In a sense, this affirms Dostoevsky's point that the complex and often contradictory impulses behind human
action cannot in the end be reduced to simple causal chains or primary motives. But Raskolnikov, as a "man
of the sixties," cannot countenance the possibility that he has committed an irrational or irreducible act. He
craves a comprehensive motive to restore his belief in the lucidity of human values and behavior. Yet rational
utilitarianism is not adequate to the task, and he loses himself in the maze of his own personality. He embarks
upon his crime ostensibly with the aim of robbery to further the fortunes of himself and other socially worthy
people at the expense of a worthless parasite—a simple and logical adjustment of society's faulty arithmetic.
Yet he fails to ascertain in advance the extent and whereabouts of his victim's wealth; he leaves with only a
few cheap trinkets which he soon abandons under a stone and never reclaims. At no stage does he consider the
possibility of appropriating the old woman's wealth without resorting to murder. It quickly becomes obvious
that Raskolnikov has not murdered in order to steal; he has fabricated a shabby robbery in order to murder. He
The Principles of Uncertainty in Crime and Punishment 19
has only murder on his mind, not the appropriation and redistribution of wealth.

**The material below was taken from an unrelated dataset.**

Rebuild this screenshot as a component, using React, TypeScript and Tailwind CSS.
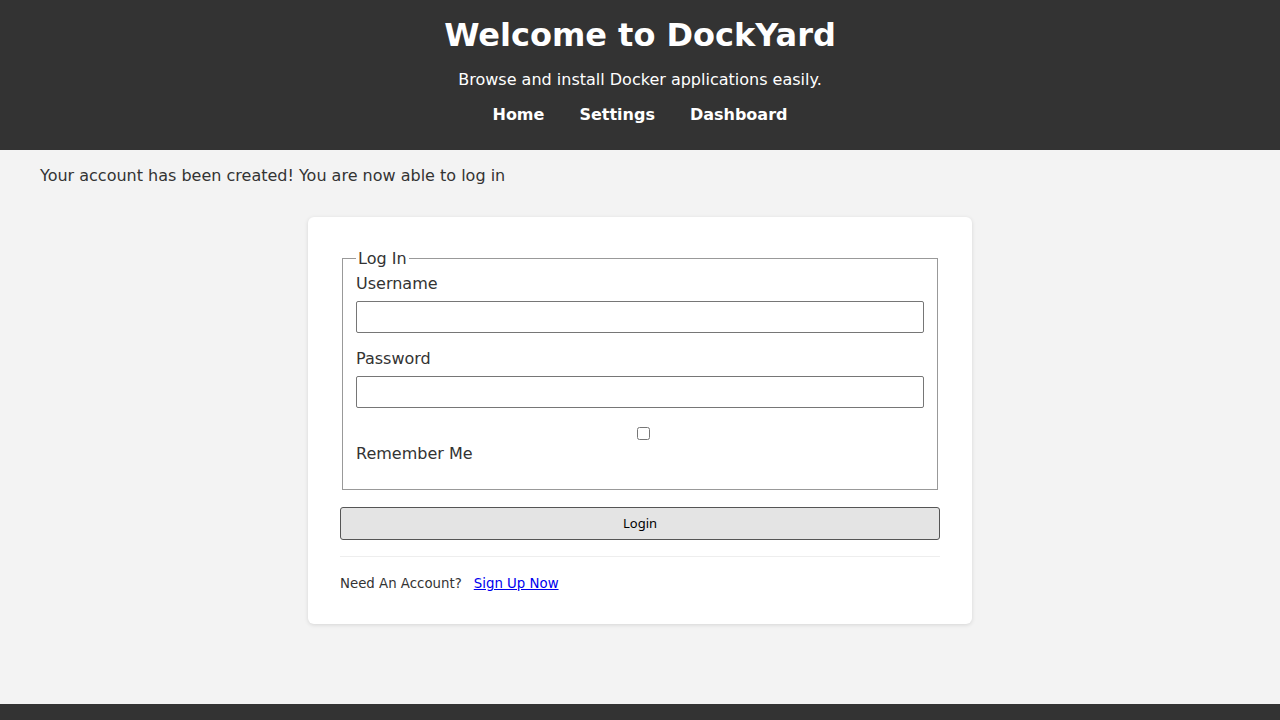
export default function App() {
  return (
    <div className="min-h-screen bg-[#f3f3f3] text-[#333] font-['DejaVu_Sans',sans-serif]">
      <header className="bg-[#333] text-white text-center pt-4 pb-[23px]">
        <h1 className="text-[32px] leading-[38px] font-bold">Welcome to DockYard</h1>
        <p className="mt-[14px] text-base leading-6">Browse and install Docker applications easily.</p>
        <nav className="mt-[11px] flex justify-center gap-[35px] text-base leading-6 font-bold">
          <a href="#">Home</a>
          <a href="#">Settings</a>
          <a href="#">Dashboard</a>
        </nav>
      </header>

      <main className="min-h-[554px] px-10 pt-[14px]">
        <p className="text-base leading-6">Your account has been created! You are now able to log in</p>

        <div className="mx-auto mt-[29px] w-[664px] bg-white rounded-md shadow-[0_1px_4px_rgba(0,0,0,0.12)] p-8">
          <form>
            <fieldset className="mx-[2px] border border-[#999] px-[13px] pb-[23px]">
              <legend className="px-[2px] text-base leading-[19px]">Log In</legend>
              <label className="block text-base leading-6 mt-[4px]">Username</label>
              <input type="text" className="mt-[5px] block w-full h-8 border border-[#767676] rounded-[2px]" />
              <label className="block text-base leading-6 mt-[14px]">Password</label>
              <input type="password" className="mt-[5px] block w-full h-8 border border-[#767676] rounded-[2px]" />
              <div className="mt-[19px] flex justify-center pl-[7px]">
                <input type="checkbox" className="w-[13px] h-[13px]" />
              </div>
              <label className="block text-base leading-6 mt-[2px]">Remember Me</label>
            </fieldset>
            <button
              type="button"
              className="mt-[17px] block w-full h-[33px] bg-[#e4e4e4] border border-[#555] rounded-[3px] text-[13px] text-black font-['Noto_Sans',sans-serif]"
            >
              Login
            </button>
          </form>
          <hr className="mt-4 border-t border-[#eee]" />
          <p className="mt-[17px] text-[13.33px] leading-5 -mb-[2px]">
            Need An Account?
            <a href="#" className="ml-3 text-[#0000ee] underline">Sign Up Now</a>
          </p>
        </div>
      </main>

      <footer className="bg-[#333] h-[60px]" />
    </div>
  )
}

After the murder the utilitarian motive slips farther and farther into the background as Raskolnikov's probing
intellect discerns the shapes of other and more disturbing implications of his act. It is worth remembering that
he is rarely troubled by the murder of Lizaveta, the innocent victim of an unanticipated turn of events. This
second killing does not engage his concern, for it was an unpremeditated, simple, even "innocent" slaying
with a clear motive: Raskolnikov killed Lizaveta in order to escape. It is the "rationally justified" murder of
the old hag that gnaws at his soul and that in the end he cannot account for.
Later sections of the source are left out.